In the early part of 1767, turmoil in Real del Monte reached its height, with multiple days of riots throughout February. The authorities, however, were unable to discover any signs of conspiracy, or previous planning of the violence within the community. The few arrests that were made were based on hearsay or false evidence, but the February sweeps were the most far-reaching and resulted in the harshest sentences for many workers whose connection with organizing the strikes, or participating in the violence, was limited at best. These arrests marked the end of violence and striking in Real del Monte.

== Aftermath ==
By April 1767, the total Real del Monte workforce had been reduced by 70%, and 1767–1768 was called a "desert year," as silver production fell to less than what it was in a desert. After the tumultuous year of striking, silver production across the entire Pachuca area fell to less than half of what it had been in the early 1760s. Pedro Romero de Terreros emerged from his exile, and continued to direct the mines; however, silver production levels never reached that of the pre-strike years. In his later life, de Terreros's focus shifted towards more philanthropy, and less on his younger money-making years.

=== Post-independence ===
While mining practices shifted in the period after the strikes due to larger economic shifts across the entire Spanish Empire, mining slowed down in the second half of the nineteenth century. Silver production had peaked in the region during the years under de Terreros's control, although after independence from Spain in 1821, a public, British-directed Real del Monte Company controlled the mines of Real del Monte. The company began under Colonel Murphy from Liverpool, who gained power of attorney from de Torreros, himself to take over contracts to run the mines after the Spanish had left Mexico (Letter to John Taylor 7). In many ways, the Cornish influence came to replace the Spanish influence in the two despite not formally colonizing it.

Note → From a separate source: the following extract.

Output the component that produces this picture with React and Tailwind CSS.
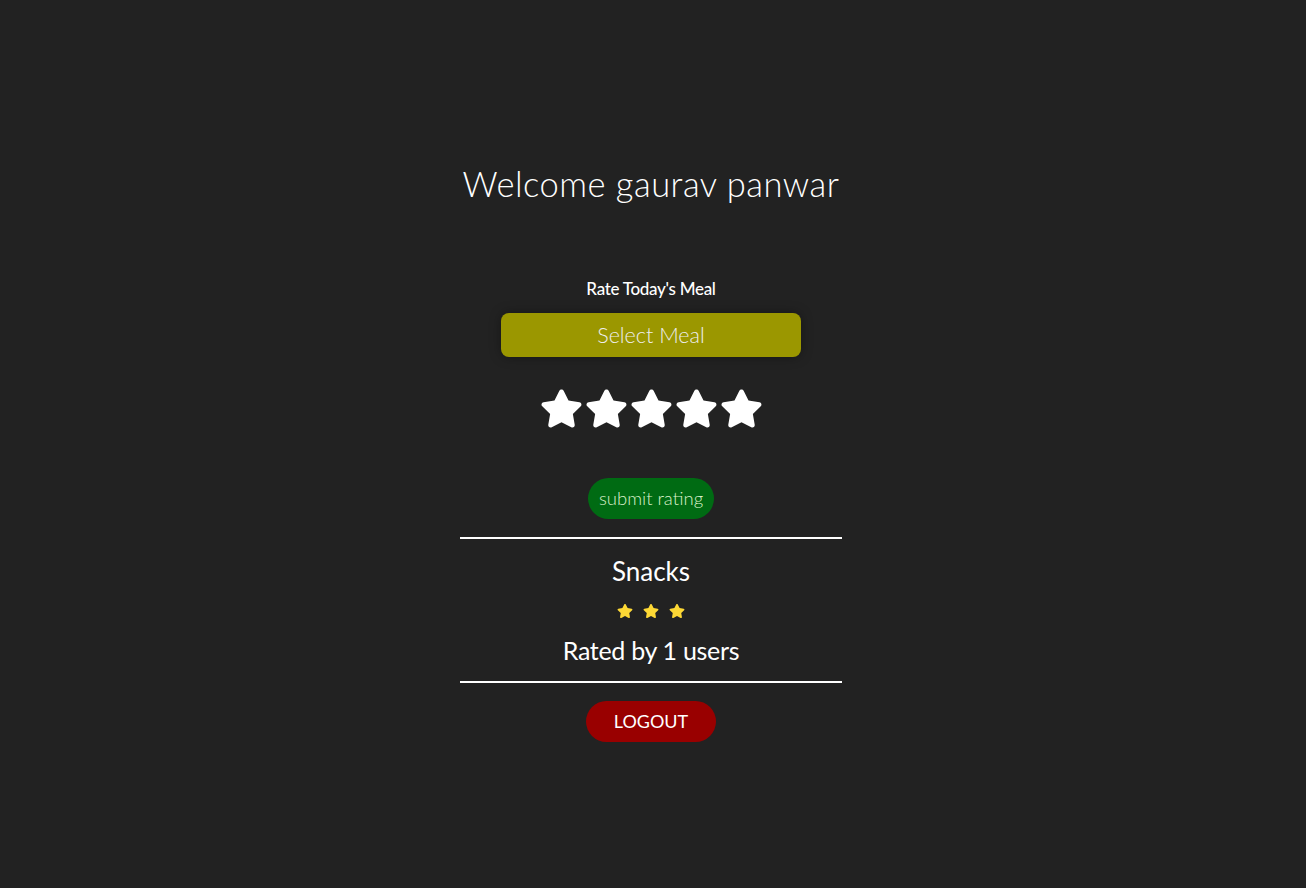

Today, Real del Monte is a declared "Pueblo Magico" by the Mexican government for its historical significance as a mining hub and for its preserved, attractive downtown area which contains traces of both the Spanish influence and the Cornish presence. A couple of mines in the area continue to operate today, although most of the silver industry has died out. Every June, the town holds the Silver Festival (El Festival de la Plata), a festival for silver artisans to display and sell their work. They also hold the "Day of the Miner" celebrations on July 11, with events to commemorate the towns' labor history.